WHAT YOU SHOULD DO -> Write out each line in which the string "that" is present.

TASK INPUT ->
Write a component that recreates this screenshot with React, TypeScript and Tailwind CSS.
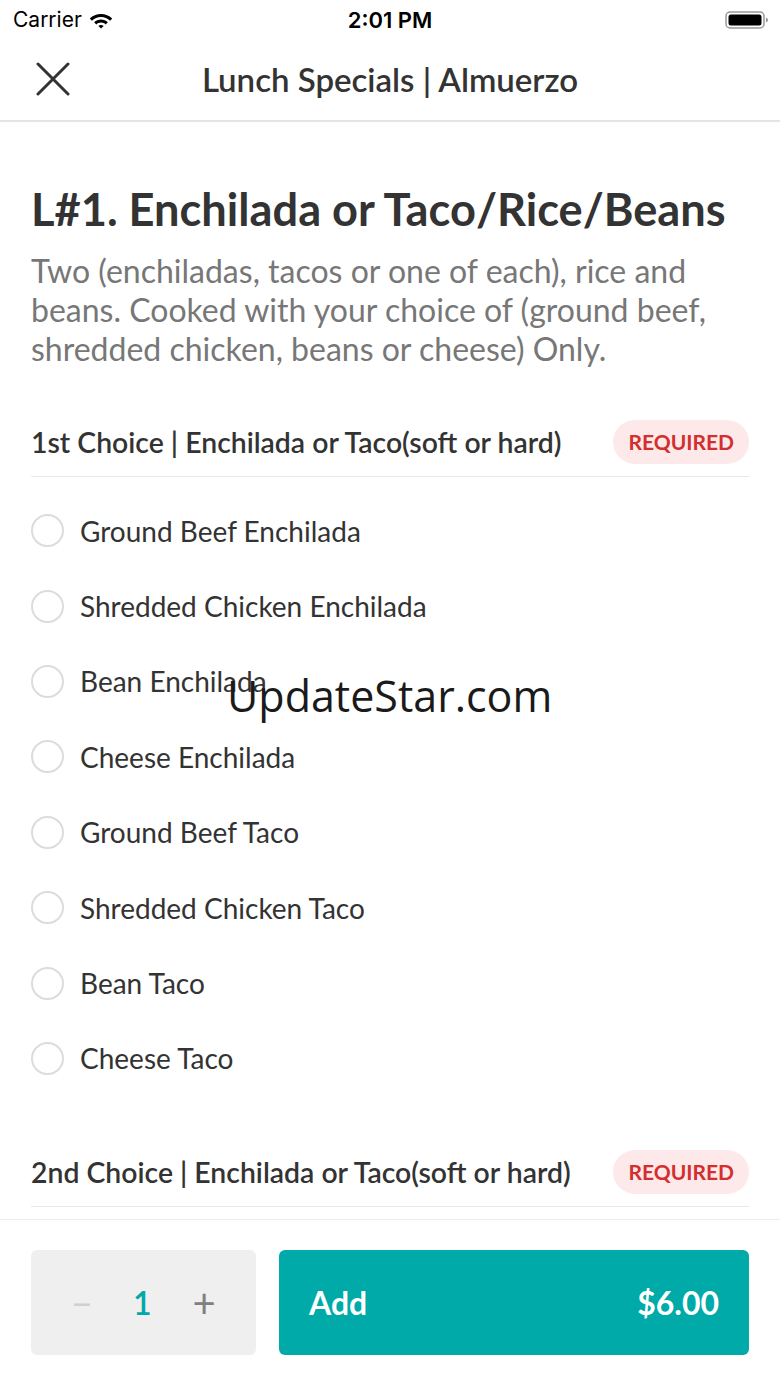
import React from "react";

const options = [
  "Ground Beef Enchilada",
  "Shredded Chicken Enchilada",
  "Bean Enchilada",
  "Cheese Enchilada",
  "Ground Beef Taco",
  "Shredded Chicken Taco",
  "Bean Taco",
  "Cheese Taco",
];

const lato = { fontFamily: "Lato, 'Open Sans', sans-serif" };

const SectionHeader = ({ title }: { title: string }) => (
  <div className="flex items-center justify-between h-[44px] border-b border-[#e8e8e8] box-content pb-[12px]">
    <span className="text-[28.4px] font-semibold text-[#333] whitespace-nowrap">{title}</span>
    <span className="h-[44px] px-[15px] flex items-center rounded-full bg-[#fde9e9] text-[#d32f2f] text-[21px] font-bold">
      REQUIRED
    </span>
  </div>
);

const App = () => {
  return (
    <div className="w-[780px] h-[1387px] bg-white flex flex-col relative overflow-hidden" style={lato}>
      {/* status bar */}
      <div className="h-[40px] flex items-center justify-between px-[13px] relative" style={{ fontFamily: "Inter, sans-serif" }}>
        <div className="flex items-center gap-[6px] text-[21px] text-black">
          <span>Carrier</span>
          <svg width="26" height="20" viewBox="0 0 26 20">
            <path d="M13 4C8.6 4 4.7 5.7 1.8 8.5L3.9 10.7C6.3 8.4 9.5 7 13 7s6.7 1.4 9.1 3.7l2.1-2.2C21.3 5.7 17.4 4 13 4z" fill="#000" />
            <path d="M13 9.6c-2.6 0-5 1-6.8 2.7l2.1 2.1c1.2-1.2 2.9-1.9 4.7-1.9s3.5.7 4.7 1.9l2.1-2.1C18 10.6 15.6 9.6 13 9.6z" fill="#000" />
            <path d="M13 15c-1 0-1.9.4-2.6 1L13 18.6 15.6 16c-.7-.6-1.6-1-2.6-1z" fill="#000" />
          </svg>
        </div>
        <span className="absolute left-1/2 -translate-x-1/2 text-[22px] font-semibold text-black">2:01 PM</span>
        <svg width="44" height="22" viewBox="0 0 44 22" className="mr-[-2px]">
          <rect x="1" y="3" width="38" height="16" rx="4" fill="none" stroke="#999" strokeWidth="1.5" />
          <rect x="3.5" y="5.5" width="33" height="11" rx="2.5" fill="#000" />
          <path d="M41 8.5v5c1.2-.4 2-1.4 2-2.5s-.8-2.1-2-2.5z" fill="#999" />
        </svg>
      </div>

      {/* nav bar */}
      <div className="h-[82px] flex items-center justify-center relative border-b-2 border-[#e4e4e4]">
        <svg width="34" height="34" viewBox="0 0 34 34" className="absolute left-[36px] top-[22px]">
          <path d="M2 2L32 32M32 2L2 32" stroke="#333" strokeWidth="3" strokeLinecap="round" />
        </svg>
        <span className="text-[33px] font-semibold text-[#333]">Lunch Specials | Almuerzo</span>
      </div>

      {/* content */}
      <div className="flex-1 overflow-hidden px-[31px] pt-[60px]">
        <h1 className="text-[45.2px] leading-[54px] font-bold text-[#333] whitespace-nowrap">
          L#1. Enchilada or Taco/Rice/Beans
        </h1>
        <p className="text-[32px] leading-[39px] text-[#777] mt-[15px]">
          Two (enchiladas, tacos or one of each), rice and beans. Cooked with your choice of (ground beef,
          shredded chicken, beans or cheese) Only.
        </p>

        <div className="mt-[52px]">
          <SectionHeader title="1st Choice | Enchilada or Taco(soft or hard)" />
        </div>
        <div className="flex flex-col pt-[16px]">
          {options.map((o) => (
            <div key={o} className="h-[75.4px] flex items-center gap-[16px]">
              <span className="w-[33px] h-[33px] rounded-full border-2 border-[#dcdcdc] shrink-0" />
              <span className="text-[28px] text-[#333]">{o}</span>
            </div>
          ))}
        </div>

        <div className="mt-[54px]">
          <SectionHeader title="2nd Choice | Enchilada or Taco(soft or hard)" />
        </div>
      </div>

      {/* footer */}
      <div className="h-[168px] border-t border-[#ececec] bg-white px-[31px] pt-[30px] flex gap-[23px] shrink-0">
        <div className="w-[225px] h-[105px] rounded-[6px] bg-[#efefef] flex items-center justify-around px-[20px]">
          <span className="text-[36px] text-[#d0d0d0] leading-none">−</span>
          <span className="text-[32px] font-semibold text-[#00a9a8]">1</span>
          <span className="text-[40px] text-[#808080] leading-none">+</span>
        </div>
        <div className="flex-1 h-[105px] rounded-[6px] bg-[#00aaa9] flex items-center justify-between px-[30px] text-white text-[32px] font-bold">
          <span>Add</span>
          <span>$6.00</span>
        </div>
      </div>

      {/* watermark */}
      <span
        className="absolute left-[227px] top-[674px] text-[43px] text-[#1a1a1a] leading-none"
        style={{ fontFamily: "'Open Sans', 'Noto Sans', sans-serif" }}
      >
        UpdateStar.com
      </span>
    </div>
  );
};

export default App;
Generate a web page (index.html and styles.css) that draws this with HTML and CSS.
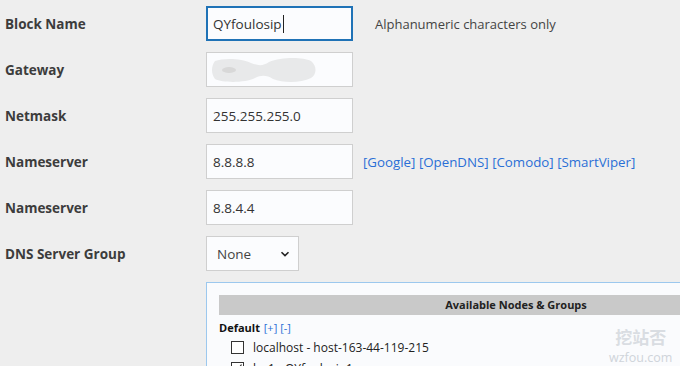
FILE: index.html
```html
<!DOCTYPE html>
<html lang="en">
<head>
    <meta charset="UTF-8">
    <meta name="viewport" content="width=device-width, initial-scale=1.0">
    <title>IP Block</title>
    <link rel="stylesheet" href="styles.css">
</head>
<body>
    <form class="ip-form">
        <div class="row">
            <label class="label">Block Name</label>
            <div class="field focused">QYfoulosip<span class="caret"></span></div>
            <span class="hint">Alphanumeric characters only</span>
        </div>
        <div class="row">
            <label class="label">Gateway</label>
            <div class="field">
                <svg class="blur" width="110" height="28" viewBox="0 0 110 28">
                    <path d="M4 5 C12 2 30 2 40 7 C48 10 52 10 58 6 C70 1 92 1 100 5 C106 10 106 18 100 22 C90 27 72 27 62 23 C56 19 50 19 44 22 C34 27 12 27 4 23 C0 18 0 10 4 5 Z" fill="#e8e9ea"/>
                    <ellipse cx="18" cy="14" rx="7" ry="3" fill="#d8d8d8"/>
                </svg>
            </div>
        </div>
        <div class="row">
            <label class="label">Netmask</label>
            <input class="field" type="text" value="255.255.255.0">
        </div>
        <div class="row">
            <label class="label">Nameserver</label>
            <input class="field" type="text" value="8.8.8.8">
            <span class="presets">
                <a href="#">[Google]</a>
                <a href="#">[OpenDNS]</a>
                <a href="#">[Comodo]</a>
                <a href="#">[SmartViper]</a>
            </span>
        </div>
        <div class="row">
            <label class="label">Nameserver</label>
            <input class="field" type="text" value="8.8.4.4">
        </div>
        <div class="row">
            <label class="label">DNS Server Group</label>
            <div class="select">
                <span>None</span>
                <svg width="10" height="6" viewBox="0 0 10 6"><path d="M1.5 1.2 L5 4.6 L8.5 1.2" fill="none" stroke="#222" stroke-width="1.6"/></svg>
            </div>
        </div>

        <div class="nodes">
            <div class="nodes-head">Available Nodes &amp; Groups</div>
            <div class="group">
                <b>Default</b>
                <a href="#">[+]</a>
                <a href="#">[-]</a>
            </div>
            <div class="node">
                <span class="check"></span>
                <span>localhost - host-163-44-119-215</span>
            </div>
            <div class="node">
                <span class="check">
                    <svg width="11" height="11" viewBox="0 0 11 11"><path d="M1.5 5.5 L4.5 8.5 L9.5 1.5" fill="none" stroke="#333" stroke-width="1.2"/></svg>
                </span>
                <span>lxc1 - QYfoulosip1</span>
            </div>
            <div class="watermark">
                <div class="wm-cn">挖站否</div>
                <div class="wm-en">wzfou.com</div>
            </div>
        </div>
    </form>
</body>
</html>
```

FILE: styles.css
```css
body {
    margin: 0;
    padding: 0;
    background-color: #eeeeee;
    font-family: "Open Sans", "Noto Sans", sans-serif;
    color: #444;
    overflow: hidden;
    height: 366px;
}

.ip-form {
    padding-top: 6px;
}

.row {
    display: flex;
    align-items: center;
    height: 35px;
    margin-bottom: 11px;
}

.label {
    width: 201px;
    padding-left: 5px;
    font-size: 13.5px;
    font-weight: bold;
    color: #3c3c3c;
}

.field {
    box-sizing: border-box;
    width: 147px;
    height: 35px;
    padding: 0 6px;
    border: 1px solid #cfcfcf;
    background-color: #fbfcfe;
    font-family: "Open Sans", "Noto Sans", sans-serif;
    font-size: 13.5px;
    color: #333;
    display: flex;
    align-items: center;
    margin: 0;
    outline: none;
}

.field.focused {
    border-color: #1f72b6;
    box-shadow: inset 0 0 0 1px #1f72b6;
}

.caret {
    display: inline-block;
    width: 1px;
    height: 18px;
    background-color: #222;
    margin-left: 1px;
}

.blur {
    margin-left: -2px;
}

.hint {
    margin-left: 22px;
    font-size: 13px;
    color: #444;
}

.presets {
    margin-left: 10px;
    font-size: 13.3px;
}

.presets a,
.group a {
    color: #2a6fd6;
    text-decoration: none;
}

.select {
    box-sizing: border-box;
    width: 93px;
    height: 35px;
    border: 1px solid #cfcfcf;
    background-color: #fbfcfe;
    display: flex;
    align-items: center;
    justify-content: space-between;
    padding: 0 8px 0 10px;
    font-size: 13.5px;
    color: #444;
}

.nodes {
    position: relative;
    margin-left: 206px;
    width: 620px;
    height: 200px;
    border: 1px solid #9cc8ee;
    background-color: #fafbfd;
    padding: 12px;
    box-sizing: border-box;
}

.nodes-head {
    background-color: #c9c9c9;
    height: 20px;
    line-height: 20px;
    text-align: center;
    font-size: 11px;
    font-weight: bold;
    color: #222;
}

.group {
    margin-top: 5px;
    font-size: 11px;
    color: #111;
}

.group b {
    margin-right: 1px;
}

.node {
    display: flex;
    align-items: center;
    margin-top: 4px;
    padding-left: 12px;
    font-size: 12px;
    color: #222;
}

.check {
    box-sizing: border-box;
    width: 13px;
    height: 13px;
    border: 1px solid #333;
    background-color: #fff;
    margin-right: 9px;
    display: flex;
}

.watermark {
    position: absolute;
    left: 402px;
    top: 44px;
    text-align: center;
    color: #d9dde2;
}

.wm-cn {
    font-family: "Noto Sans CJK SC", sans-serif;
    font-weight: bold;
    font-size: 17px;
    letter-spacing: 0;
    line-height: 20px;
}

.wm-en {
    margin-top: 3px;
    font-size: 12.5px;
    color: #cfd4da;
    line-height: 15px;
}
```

OUTPUT BELOW ->
Write a component that recreates this screenshot with React, TypeScript and Tailwind CSS.
Generate a web page (index.html and styles.css) that draws this with HTML and CSS.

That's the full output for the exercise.